I saw the Silver Linings Playbook movie just under a year ago, and have been meaning to read the book since then. Of course, they are both very different from each other, and it’s always incredibly difficult to separate the portrayal of a character on screen when you’re trying to process a book – an actor has already brought them to life, and to distance that portrayal from reading about a character’s development in a book is next to impossible. Of course I pictured Bradley Cooper and Jennifer Lawrence as Pat and Tiffany throughout this entire book, and maybe that affects my opinion. Never Let Me Go by Kazuo Ishiguro is one of my favourite novels, but I saw the film version first, and many people suggest that my opinion of the book and its characters was influenced by having seen the movie first (and Carey Fucking Mulligan).
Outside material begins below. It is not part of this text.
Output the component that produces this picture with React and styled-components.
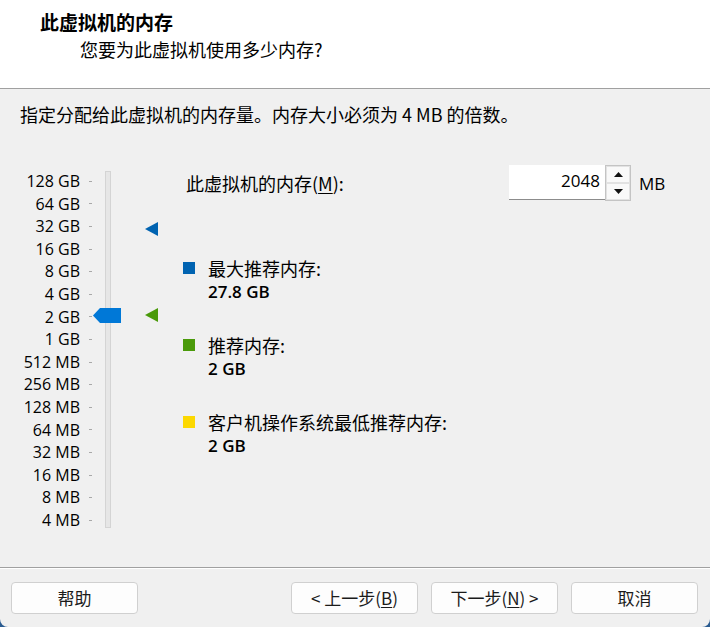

In the book version, you really get inside the head of Pat Peoples and really get a bigger grasp on his mental illness. Maybe Bradley Cooper will one day be considered a fine actor, but I see his Hangover character in even his new films, and found his portrayal of this character not at its full potential. Then again, a first person narration really allows you to get into the head of someone with a mental illness, and maybe this just can’t be captured on film, especially under the guise of a “romantic comedy.”
I read this book in under three hours. I enjoyed it, as I enjoyed the movie, but I have a general fascination with books about people with mental illnesses (for reasons I will not name here). If you haven’t seen the movie, allow yourself to read the book first. The movie definitely took advantage of having Robert De Niro play the dad and took several liberalities in changing his character for the screen, and the book is definitely not all about a dance competition.
I realize I am not going to reach my goal of 15. I’m at 9 now, and last year I read 10. Maybe I’ll get to 10 this year, though I only have two more days left and I’m generally a slow reader. If I do make it to 10, then that’s just a marker of how woefully consistent I can be.